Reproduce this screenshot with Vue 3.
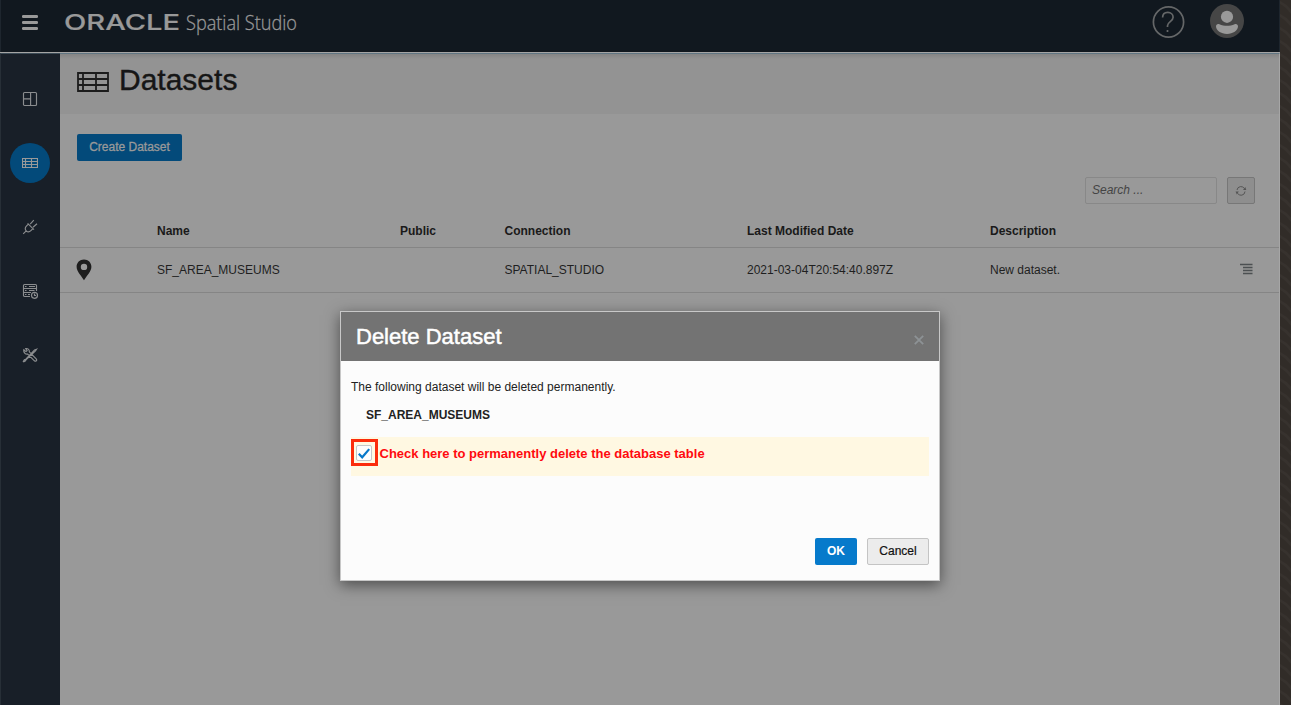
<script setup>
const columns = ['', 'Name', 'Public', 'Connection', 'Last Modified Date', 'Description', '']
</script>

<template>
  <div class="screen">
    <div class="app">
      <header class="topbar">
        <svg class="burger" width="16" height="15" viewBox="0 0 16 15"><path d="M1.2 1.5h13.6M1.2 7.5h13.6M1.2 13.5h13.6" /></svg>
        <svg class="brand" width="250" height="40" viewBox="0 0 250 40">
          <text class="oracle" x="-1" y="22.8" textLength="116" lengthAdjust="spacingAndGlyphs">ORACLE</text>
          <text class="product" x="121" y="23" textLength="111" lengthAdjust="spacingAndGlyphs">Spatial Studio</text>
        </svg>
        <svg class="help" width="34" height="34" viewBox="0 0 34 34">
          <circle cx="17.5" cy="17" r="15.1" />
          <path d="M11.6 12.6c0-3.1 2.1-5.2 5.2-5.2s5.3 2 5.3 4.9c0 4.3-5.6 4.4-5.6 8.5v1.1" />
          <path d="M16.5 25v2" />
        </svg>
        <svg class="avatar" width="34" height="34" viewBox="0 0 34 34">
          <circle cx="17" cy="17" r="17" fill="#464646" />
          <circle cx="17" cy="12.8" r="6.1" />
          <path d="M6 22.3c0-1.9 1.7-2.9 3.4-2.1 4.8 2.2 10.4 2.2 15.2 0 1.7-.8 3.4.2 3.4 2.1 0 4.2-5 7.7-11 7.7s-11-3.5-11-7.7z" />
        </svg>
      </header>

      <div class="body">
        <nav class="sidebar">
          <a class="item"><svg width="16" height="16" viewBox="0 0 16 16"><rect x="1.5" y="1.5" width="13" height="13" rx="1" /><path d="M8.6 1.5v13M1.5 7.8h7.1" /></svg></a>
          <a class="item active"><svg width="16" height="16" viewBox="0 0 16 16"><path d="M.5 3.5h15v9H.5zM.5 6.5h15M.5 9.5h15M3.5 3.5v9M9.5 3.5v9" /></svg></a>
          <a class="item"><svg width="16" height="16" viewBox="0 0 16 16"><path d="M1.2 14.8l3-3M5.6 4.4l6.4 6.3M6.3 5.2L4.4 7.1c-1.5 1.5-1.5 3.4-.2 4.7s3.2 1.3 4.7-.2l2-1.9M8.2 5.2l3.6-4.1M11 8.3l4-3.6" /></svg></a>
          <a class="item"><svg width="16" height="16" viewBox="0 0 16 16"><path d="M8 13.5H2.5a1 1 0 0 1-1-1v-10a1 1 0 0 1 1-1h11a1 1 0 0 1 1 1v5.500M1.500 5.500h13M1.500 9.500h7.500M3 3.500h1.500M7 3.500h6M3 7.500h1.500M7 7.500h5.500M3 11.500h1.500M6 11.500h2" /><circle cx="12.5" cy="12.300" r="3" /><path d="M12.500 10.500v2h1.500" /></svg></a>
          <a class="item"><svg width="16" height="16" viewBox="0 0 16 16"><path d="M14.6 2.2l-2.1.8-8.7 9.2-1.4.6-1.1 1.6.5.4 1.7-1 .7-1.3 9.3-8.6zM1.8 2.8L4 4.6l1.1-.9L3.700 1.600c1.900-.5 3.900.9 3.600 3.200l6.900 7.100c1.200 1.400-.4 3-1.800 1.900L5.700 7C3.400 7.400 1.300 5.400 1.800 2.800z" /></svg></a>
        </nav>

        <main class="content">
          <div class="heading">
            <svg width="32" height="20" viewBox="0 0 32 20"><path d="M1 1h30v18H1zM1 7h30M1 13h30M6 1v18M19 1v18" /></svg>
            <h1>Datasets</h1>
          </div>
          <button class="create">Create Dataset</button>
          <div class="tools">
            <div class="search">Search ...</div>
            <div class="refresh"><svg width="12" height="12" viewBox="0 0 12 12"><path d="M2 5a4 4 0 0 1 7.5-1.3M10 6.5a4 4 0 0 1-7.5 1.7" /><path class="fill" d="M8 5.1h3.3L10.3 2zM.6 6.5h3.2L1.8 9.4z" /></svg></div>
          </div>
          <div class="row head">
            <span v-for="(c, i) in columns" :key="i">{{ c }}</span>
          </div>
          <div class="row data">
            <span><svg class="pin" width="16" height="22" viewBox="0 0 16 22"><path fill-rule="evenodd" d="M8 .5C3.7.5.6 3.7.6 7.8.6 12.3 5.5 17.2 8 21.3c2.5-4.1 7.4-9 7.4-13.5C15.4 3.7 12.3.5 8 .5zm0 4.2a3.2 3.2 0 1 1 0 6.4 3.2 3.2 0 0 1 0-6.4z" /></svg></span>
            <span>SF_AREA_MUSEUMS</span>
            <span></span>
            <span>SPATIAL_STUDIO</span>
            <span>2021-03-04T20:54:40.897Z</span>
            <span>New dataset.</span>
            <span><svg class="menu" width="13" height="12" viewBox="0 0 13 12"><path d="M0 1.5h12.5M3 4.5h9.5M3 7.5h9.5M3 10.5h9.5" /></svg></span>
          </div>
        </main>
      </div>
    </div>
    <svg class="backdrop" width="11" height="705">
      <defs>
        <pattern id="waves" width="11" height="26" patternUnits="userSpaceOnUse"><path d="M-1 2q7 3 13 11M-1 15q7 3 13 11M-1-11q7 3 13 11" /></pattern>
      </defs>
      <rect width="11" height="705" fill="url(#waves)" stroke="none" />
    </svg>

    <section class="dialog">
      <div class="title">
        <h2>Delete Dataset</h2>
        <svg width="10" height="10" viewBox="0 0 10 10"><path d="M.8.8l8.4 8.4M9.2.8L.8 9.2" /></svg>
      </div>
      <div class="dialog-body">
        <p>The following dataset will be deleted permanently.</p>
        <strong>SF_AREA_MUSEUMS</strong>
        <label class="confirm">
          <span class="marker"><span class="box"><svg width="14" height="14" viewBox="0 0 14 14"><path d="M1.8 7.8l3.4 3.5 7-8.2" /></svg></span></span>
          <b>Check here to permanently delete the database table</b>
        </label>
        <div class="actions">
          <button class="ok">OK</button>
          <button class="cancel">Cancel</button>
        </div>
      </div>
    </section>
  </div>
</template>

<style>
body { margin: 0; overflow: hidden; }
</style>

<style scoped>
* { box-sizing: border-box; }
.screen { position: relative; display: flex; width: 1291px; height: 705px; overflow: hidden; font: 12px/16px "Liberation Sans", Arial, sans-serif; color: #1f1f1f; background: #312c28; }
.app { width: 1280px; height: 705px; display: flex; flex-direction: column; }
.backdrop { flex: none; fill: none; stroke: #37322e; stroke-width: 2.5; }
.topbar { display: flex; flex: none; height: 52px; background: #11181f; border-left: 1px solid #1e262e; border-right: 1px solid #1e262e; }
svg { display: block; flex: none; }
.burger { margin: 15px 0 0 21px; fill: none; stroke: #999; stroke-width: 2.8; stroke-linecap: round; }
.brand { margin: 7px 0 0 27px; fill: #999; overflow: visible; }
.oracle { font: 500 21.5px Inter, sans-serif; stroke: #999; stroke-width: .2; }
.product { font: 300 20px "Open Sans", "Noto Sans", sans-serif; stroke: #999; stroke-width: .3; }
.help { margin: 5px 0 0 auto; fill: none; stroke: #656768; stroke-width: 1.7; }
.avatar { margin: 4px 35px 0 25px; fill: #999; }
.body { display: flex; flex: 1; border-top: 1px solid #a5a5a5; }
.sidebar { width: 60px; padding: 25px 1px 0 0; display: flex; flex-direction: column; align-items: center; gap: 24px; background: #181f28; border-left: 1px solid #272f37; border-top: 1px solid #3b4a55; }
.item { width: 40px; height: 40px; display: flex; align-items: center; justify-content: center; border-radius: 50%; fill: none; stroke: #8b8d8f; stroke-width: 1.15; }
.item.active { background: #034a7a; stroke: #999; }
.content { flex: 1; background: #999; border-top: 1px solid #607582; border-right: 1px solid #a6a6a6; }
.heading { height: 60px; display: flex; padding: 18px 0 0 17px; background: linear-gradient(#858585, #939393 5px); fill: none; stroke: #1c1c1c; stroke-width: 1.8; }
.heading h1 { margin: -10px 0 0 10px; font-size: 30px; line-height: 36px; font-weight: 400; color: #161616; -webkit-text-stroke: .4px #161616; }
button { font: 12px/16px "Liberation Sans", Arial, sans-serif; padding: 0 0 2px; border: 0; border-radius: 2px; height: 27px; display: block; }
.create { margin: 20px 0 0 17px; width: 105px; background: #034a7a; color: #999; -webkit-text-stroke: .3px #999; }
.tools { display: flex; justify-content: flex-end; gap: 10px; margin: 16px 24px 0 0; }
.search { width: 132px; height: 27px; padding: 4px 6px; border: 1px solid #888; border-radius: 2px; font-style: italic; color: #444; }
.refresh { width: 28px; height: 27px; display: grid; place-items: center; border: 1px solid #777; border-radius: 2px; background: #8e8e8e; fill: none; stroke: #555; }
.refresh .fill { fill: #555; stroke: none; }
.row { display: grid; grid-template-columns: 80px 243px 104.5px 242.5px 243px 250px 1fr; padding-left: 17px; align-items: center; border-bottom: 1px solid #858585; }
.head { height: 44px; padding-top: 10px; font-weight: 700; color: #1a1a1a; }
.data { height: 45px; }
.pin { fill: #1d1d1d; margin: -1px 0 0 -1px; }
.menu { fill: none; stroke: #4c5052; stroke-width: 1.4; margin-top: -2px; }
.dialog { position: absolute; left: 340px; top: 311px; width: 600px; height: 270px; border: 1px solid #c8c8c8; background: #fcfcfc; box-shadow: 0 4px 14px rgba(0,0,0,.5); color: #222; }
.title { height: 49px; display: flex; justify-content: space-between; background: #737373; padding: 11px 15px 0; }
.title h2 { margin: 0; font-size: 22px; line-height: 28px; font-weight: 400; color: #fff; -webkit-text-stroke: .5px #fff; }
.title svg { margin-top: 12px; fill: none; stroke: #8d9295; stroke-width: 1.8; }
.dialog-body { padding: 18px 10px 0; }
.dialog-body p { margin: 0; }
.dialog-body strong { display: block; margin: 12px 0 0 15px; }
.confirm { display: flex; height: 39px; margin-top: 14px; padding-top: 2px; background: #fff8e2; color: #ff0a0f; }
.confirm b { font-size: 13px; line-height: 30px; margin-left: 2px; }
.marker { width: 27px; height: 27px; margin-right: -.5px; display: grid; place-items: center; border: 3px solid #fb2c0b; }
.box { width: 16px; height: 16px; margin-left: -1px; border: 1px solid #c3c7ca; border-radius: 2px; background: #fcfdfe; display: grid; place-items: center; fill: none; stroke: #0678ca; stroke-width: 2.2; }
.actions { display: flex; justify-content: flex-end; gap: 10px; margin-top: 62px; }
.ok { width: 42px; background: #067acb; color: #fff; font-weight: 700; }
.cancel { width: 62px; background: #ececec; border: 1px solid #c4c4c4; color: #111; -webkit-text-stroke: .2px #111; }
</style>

---

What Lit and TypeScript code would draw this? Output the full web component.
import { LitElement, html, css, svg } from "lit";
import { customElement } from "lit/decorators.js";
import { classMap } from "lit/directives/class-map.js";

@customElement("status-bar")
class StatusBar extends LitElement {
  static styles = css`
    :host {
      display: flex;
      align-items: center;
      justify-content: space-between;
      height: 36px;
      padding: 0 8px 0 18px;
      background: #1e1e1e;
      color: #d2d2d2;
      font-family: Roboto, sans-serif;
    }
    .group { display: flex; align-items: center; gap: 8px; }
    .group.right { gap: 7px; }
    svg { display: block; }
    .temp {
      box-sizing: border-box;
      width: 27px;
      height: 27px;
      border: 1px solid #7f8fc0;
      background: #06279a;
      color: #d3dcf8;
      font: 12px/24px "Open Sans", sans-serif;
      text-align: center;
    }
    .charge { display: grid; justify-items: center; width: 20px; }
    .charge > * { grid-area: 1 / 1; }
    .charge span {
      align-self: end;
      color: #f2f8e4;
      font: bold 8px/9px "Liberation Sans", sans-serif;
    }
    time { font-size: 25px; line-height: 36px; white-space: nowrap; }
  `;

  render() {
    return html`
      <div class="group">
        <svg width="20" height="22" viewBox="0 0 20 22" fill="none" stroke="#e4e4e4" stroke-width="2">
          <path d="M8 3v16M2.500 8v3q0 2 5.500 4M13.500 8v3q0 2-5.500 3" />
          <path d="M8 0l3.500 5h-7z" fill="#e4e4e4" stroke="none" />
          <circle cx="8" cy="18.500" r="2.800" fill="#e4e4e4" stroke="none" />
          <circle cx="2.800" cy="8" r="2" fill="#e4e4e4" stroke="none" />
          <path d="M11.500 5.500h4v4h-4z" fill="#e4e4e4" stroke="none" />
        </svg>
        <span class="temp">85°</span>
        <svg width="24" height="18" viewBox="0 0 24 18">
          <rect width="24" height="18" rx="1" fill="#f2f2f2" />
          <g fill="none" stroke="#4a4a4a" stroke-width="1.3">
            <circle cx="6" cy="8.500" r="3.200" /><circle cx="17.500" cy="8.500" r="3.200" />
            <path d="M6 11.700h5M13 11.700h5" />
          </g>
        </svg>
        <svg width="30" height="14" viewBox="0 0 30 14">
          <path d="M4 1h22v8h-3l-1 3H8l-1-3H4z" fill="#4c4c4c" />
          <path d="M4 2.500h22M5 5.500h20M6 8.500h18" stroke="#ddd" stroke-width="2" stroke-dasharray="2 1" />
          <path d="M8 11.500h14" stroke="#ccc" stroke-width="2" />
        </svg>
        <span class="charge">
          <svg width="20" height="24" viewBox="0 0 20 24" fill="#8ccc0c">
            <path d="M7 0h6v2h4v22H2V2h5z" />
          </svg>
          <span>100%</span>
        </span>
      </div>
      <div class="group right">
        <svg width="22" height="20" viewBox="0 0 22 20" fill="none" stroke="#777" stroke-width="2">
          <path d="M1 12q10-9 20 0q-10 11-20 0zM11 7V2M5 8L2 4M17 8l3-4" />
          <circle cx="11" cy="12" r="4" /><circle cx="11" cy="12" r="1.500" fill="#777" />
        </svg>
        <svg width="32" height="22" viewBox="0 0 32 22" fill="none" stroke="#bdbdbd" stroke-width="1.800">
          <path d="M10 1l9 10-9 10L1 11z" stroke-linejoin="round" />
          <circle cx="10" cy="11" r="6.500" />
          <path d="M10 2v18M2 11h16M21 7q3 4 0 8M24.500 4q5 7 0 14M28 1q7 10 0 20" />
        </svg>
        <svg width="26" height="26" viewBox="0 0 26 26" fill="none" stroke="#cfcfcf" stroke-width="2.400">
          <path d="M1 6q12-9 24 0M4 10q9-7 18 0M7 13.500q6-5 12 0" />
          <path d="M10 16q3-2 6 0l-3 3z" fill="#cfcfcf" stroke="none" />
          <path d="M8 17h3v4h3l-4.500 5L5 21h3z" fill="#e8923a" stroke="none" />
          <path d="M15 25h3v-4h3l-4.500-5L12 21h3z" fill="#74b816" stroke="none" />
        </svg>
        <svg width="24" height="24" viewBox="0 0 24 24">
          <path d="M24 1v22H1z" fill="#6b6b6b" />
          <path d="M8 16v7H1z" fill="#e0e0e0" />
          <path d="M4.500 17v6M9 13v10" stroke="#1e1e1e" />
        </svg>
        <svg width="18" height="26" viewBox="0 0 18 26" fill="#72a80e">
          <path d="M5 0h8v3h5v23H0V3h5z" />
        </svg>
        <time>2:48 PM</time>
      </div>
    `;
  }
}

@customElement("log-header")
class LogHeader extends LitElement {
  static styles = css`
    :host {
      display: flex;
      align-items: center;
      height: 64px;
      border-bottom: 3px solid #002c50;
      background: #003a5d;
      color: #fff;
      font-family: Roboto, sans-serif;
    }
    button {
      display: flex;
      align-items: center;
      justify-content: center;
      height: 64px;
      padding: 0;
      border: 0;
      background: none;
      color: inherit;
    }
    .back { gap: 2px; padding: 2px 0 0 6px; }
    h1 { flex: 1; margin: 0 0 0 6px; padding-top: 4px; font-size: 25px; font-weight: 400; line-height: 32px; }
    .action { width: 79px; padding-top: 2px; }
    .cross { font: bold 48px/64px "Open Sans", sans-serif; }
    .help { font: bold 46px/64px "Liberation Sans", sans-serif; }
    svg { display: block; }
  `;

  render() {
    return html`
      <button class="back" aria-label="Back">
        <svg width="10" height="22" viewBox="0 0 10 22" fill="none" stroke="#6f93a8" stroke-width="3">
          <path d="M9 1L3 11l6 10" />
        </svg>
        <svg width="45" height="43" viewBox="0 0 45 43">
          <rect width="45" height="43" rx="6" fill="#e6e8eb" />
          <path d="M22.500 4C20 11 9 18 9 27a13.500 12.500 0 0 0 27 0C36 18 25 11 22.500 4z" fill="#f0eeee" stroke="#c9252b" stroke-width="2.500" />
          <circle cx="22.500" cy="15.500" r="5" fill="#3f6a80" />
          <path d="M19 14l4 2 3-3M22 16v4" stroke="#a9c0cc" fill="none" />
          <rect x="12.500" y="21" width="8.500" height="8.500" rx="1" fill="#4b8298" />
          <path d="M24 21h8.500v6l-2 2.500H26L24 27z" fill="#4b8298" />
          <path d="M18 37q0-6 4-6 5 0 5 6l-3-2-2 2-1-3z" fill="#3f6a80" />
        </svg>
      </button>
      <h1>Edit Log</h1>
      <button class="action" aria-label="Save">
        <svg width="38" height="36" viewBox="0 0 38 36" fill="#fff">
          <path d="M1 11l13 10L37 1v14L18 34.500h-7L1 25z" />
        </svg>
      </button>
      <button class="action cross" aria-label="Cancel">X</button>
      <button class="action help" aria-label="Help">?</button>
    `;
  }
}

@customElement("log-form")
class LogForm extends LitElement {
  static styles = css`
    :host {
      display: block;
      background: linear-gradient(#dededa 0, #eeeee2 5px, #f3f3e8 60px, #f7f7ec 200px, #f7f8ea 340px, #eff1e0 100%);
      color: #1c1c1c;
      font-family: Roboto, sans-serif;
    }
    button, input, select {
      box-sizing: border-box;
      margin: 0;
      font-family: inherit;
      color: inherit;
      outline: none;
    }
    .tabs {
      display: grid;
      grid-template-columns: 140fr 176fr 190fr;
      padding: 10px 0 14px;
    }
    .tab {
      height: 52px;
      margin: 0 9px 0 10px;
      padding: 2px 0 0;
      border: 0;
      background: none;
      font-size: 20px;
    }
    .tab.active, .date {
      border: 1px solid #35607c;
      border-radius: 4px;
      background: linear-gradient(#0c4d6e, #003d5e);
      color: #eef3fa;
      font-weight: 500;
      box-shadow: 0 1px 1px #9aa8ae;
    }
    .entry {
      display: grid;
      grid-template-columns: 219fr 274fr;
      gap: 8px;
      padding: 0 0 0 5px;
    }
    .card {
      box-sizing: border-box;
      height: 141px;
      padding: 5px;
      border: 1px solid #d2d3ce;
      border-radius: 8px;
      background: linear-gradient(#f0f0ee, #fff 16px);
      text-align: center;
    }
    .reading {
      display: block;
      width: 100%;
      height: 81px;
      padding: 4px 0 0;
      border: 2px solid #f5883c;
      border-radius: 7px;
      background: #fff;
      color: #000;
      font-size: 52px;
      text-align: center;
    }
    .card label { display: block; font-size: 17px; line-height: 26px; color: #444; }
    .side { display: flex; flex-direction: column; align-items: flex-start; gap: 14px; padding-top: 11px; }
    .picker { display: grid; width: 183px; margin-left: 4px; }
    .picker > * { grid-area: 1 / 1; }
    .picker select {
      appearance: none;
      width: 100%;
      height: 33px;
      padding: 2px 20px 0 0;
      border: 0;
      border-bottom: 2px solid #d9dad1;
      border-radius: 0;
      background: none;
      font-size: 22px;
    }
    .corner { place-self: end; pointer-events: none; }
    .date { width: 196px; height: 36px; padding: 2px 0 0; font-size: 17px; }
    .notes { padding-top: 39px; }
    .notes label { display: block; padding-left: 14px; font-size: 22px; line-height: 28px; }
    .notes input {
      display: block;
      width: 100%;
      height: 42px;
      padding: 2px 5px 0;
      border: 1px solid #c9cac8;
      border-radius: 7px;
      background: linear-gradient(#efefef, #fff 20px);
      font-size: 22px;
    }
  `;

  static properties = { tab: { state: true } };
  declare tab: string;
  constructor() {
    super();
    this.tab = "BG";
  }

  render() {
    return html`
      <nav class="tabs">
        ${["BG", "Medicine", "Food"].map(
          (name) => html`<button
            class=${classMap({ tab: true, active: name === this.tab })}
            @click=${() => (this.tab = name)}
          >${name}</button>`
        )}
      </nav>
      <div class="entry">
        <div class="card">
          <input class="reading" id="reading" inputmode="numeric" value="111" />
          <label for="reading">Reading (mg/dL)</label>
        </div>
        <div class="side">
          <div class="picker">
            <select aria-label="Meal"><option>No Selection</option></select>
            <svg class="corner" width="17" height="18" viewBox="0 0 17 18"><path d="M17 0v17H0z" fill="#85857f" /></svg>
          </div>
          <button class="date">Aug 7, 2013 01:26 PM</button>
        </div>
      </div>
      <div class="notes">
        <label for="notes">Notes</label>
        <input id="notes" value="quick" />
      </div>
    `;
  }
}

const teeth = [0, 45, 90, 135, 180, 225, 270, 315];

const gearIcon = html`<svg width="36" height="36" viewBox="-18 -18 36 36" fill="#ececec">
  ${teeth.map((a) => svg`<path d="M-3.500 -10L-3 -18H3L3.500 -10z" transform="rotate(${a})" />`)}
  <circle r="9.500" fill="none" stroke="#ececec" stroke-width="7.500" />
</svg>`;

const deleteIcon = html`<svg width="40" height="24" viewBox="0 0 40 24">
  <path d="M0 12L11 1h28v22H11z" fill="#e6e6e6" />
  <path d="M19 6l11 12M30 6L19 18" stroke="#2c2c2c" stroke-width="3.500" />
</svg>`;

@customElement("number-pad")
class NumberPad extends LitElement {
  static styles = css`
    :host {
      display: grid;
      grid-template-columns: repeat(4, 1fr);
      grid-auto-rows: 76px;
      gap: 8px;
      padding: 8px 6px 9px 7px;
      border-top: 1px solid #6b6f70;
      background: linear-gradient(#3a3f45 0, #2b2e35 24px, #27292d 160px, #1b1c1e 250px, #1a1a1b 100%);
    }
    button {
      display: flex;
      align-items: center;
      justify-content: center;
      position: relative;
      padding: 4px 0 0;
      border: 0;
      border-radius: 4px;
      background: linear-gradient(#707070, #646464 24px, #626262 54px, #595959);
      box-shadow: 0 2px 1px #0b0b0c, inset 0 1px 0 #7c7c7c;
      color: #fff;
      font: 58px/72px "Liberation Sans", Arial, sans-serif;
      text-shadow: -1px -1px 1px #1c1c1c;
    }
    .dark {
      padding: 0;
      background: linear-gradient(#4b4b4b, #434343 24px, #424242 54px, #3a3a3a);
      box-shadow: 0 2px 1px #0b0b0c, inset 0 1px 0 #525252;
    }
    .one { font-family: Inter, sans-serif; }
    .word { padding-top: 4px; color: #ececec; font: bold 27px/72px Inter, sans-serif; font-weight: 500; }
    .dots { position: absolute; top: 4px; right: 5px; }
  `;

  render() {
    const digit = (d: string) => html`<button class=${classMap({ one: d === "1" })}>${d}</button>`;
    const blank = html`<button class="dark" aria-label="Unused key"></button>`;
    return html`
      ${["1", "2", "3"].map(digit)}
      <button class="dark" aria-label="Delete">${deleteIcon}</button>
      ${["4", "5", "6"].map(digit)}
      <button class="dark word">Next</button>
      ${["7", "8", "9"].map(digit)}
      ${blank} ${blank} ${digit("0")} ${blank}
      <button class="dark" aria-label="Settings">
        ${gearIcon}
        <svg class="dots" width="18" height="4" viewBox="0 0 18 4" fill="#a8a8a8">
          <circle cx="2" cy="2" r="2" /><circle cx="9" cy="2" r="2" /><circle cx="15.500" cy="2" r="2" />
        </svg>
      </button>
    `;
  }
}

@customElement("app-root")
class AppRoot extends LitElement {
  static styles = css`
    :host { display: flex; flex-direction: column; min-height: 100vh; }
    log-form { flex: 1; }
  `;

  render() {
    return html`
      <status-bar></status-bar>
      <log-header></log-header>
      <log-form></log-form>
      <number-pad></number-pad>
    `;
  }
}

__GIVEN PROBLEM__:
Pull every line containing the word "this" out of the entries above.

__WRITTEN RESPONSE__:
Reproduce this screenshot with Vue 3.
What Lit and TypeScript code would draw this? Output the full web component.
    this.tab = "BG";
            class=${classMap({ tab: true, active: name === this.tab })}
            @click=${() => (this.tab = name)}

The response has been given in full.